Problem to solve >> Make an exact copy of the lines, leaving the pictures out.

Source excerpt >>
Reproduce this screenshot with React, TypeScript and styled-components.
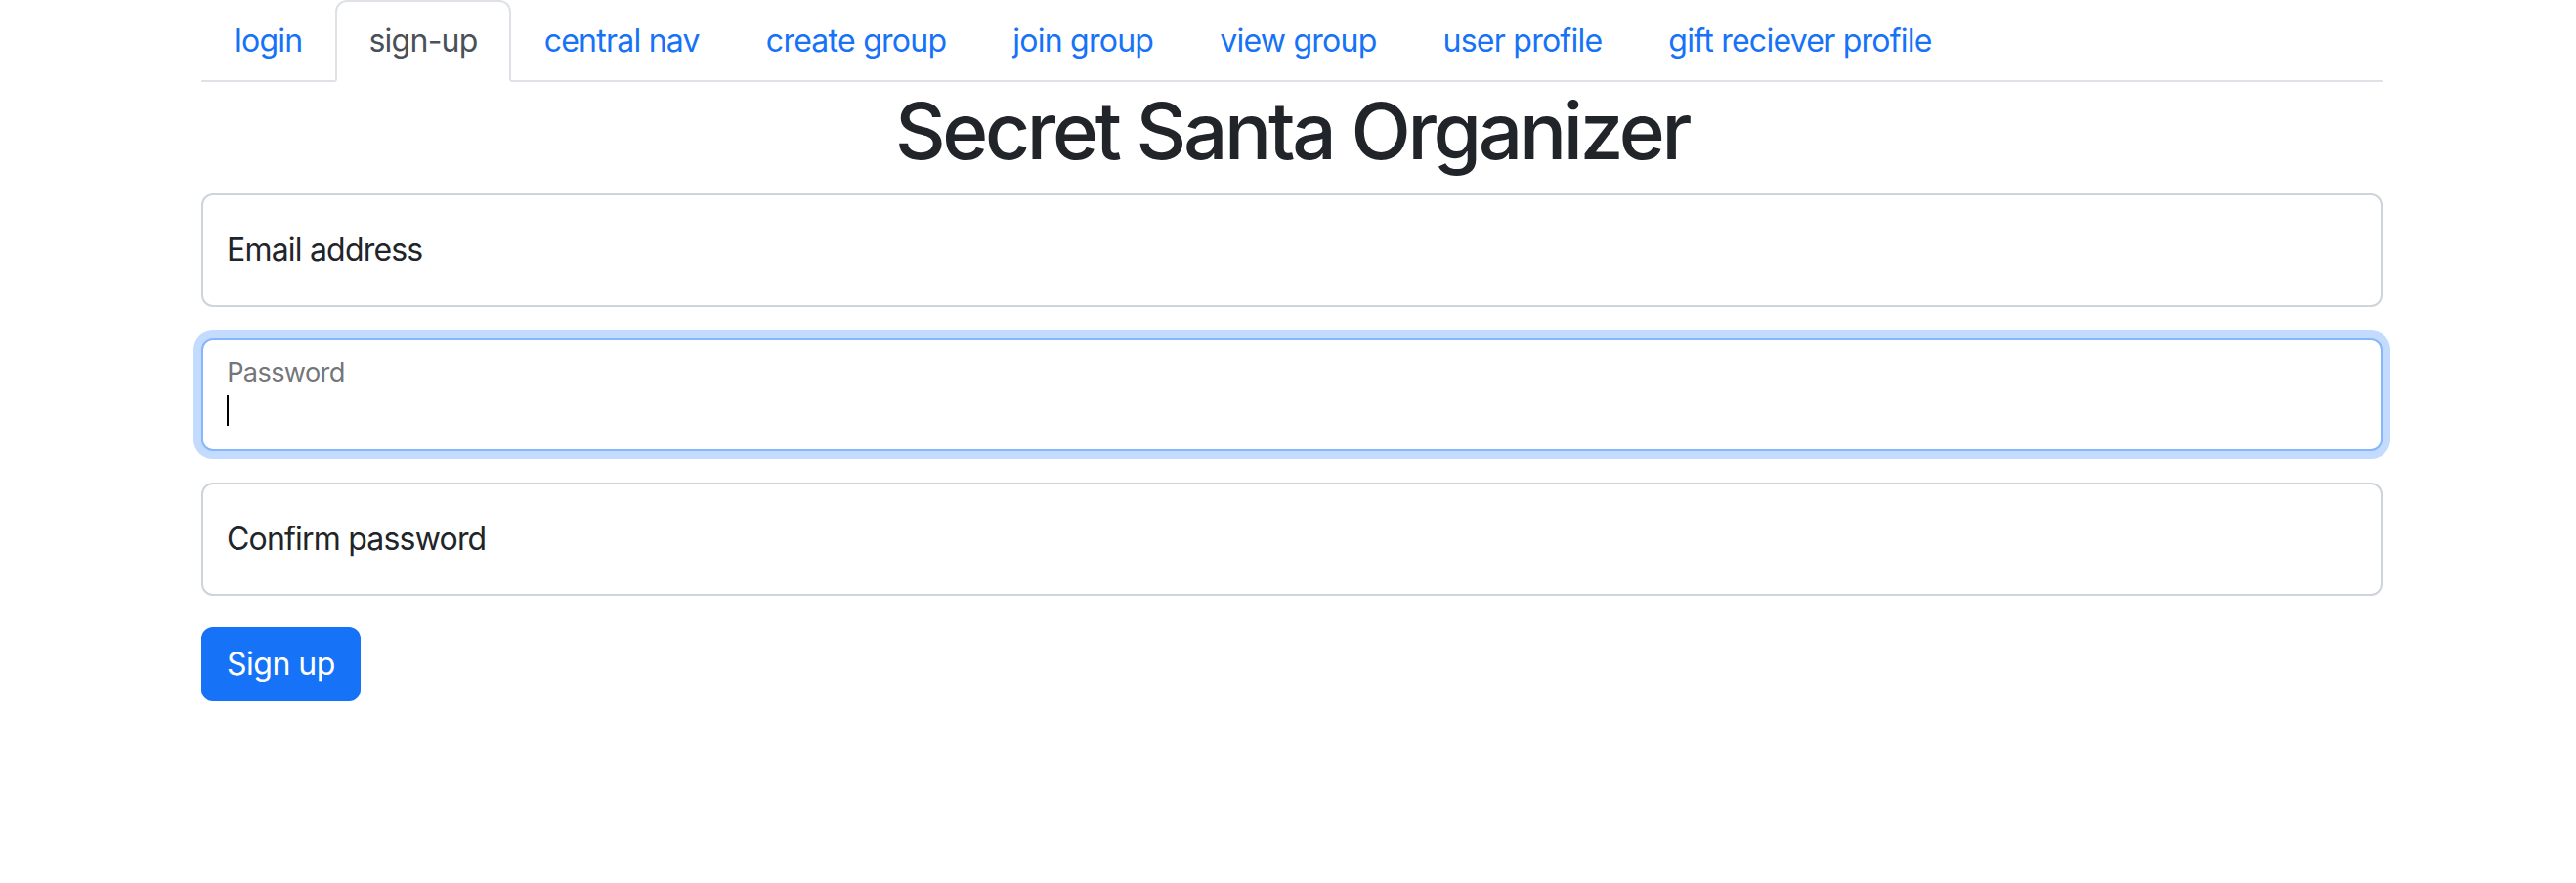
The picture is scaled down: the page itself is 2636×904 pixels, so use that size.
import React from "react";
import styled, { createGlobalStyle, css } from "styled-components";

const Global = createGlobalStyle`
  * { box-sizing: border-box; }
  body {
    margin: 0;
    font-family: Inter, "Liberation Sans", Arial, sans-serif;
    font-size: 32px;
    line-height: 1.5;
    color: #212529;
    background: #fff;
  }
`;

const Container = styled.div`
  width: 2280px;
  margin: 0 auto;
  padding: 0 20px 0 28px;
`;

const Tabs = styled.nav`
  display: flex;
  flex-wrap: wrap;
  border-bottom: 2px solid #dee2e6;
`;

const Tab = styled.a<{ $active?: boolean }>`
  display: block;
  padding: 16px 32px;
  font-size: 32px;
  line-height: 48px;
  letter-spacing: -0.75px;
  color: #1672f6;
  text-decoration: none;
  border: 2px solid transparent;
  border-top-left-radius: 12px;
  border-top-right-radius: 12px;
  margin-bottom: -2px;
  cursor: pointer;
  ${(p) =>
    p.$active &&
    css`
      color: #495057;
      background: #fff;
      border-color: #dee2e6 #dee2e6 #fff;
    `}
`;

const Title = styled.h1`
  margin: 2px 0 16px;
  font-size: 80px;
  font-weight: 500;
  line-height: 1.2;
  letter-spacing: -3.3px;
  text-align: center;
  color: #212529;
`;

const Form = styled.form`
  display: flex;
  flex-direction: column;
`;

const Floating = styled.div`
  position: relative;
  margin-bottom: 32px;
`;

const Input = styled.input<{ $focused?: boolean }>`
  display: block;
  width: 100%;
  height: 116px;
  padding: 52px 24px 20px;
  font-family: inherit;
  font-size: 32px;
  line-height: 1.25;
  color: #212529;
  caret-color: #000;
  background: #fff;
  border: 2px solid #ced4da;
  border-radius: 12px;
  outline: none;
  ${(p) =>
    p.$focused &&
    css`
      border-color: #86b7fe;
      box-shadow: 0 0 0 8px rgba(13, 110, 253, 0.25);
    `}
`;

const Label = styled.label<{ $floated?: boolean }>`
  position: absolute;
  top: 0;
  left: 0;
  height: 100%;
  padding: 32px 24px;
  border: 2px solid transparent;
  font-size: 32px;
  line-height: 48px;
  letter-spacing: -0.8px;
  pointer-events: none;
  transform-origin: 0 0;
  white-space: nowrap;
  color: #212529;
  ${(p) =>
    p.$floated &&
    css`
      color: rgba(33, 37, 41, 0.65);
      transform: scale(0.85) translateY(-16px) translateX(4.8px);
    `}
`;

const Caret = styled.span`
  position: absolute;
  left: 26px;
  top: 58px;
  width: 2px;
  height: 32px;
  background: #000;
  pointer-events: none;
`;

const Button = styled.button`
  align-self: flex-start;
  padding: 12px 24px;
  font-family: inherit;
  font-size: 32px;
  line-height: 48px;
  letter-spacing: -0.5px;
  color: #fff;
  background: #1672f6;
  border: 2px solid #1672f6;
  border-radius: 12px;
  cursor: pointer;
`;

const tabs = [
  "login",
  "sign-up",
  "central nav",
  "create group",
  "join group",
  "view group",
  "user profile",
  "gift reciever profile",
];

export default function App() {
  return (
    <>
      <Global />
      <Container>
        <Tabs>
          {tabs.map((t) => (
            <Tab key={t} $active={t === "sign-up"}>
              {t}
            </Tab>
          ))}
        </Tabs>
        <Title>Secret Santa Organizer</Title>
        <Form onSubmit={(e) => e.preventDefault()}>
          <Floating>
            <Input id="email" type="email" />
            <Label htmlFor="email">Email address</Label>
          </Floating>
          <Floating>
            <Input id="password" type="password" $focused />
            <Label htmlFor="password" $floated>
              Password
            </Label>
            <Caret />
          </Floating>
          <Floating>
            <Input id="confirm" type="password" />
            <Label htmlFor="confirm">Confirm password</Label>
          </Floating>
          <Button type="submit">Sign up</Button>
        </Form>
      </Container>
    </>
  );
}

Full answer >>
Reproduce this screenshot with React, TypeScript and styled-components.
The picture is scaled down: the page itself is 2636×904 pixels, so use that size.
import React from "react";
import styled, { createGlobalStyle, css } from "styled-components";

const Global = createGlobalStyle`
  * { box-sizing: border-box; }
  body {
    margin: 0;
    font-family: Inter, "Liberation Sans", Arial, sans-serif;
    font-size: 32px;
    line-height: 1.5;
    color: #212529;
    background: #fff;
  }
`;

const Container = styled.div`
  width: 2280px;
  margin: 0 auto;
  padding: 0 20px 0 28px;
`;

const Tabs = styled.nav`
  display: flex;
  flex-wrap: wrap;
  border-bottom: 2px solid #dee2e6;
`;

const Tab = styled.a<{ $active?: boolean }>`
  display: block;
  padding: 16px 32px;
  font-size: 32px;
  line-height: 48px;
  letter-spacing: -0.75px;
  color: #1672f6;
  text-decoration: none;
  border: 2px solid transparent;
  border-top-left-radius: 12px;
  border-top-right-radius: 12px;
  margin-bottom: -2px;
  cursor: pointer;
  ${(p) =>
    p.$active &&
    css`
      color: #495057;
      background: #fff;
      border-color: #dee2e6 #dee2e6 #fff;
    `}
`;

const Title = styled.h1`
  margin: 2px 0 16px;
  font-size: 80px;
  font-weight: 500;
  line-height: 1.2;
  letter-spacing: -3.3px;
  text-align: center;
  color: #212529;
`;

const Form = styled.form`
  display: flex;
  flex-direction: column;
`;

const Floating = styled.div`
  position: relative;
  margin-bottom: 32px;
`;

const Input = styled.input<{ $focused?: boolean }>`
  display: block;
  width: 100%;
  height: 116px;
  padding: 52px 24px 20px;
  font-family: inherit;
  font-size: 32px;
  line-height: 1.25;
  color: #212529;
  caret-color: #000;
  background: #fff;
  border: 2px solid #ced4da;
  border-radius: 12px;
  outline: none;
  ${(p) =>
    p.$focused &&
    css`
      border-color: #86b7fe;
      box-shadow: 0 0 0 8px rgba(13, 110, 253, 0.25);
    `}
`;

const Label = styled.label<{ $floated?: boolean }>`
  position: absolute;
  top: 0;
  left: 0;
  height: 100%;
  padding: 32px 24px;
  border: 2px solid transparent;
  font-size: 32px;
  line-height: 48px;
  letter-spacing: -0.8px;
  pointer-events: none;
  transform-origin: 0 0;
  white-space: nowrap;
  color: #212529;
  ${(p) =>
    p.$floated &&
    css`
      color: rgba(33, 37, 41, 0.65);
      transform: scale(0.85) translateY(-16px) translateX(4.8px);
    `}
`;

const Caret = styled.span`
  position: absolute;
  left: 26px;
  top: 58px;
  width: 2px;
  height: 32px;
  background: #000;
  pointer-events: none;
`;

const Button = styled.button`
  align-self: flex-start;
  padding: 12px 24px;
  font-family: inherit;
  font-size: 32px;
  line-height: 48px;
  letter-spacing: -0.5px;
  color: #fff;
  background: #1672f6;
  border: 2px solid #1672f6;
  border-radius: 12px;
  cursor: pointer;
`;

const tabs = [
  "login",
  "sign-up",
  "central nav",
  "create group",
  "join group",
  "view group",
  "user profile",
  "gift reciever profile",
];

export default function App() {
  return (
    <>
      <Global />
      <Container>
        <Tabs>
          {tabs.map((t) => (
            <Tab key={t} $active={t === "sign-up"}>
              {t}
            </Tab>
          ))}
        </Tabs>
        <Title>Secret Santa Organizer</Title>
        <Form onSubmit={(e) => e.preventDefault()}>
          <Floating>
            <Input id="email" type="email" />
            <Label htmlFor="email">Email address</Label>
          </Floating>
          <Floating>
            <Input id="password" type="password" $focused />
            <Label htmlFor="password" $floated>
              Password
            </Label>
            <Caret />
          </Floating>
          <Floating>
            <Input id="confirm" type="password" />
            <Label htmlFor="confirm">Confirm password</Label>
          </Floating>
          <Button type="submit">Sign up</Button>
        </Form>
      </Container>
    </>
  );
}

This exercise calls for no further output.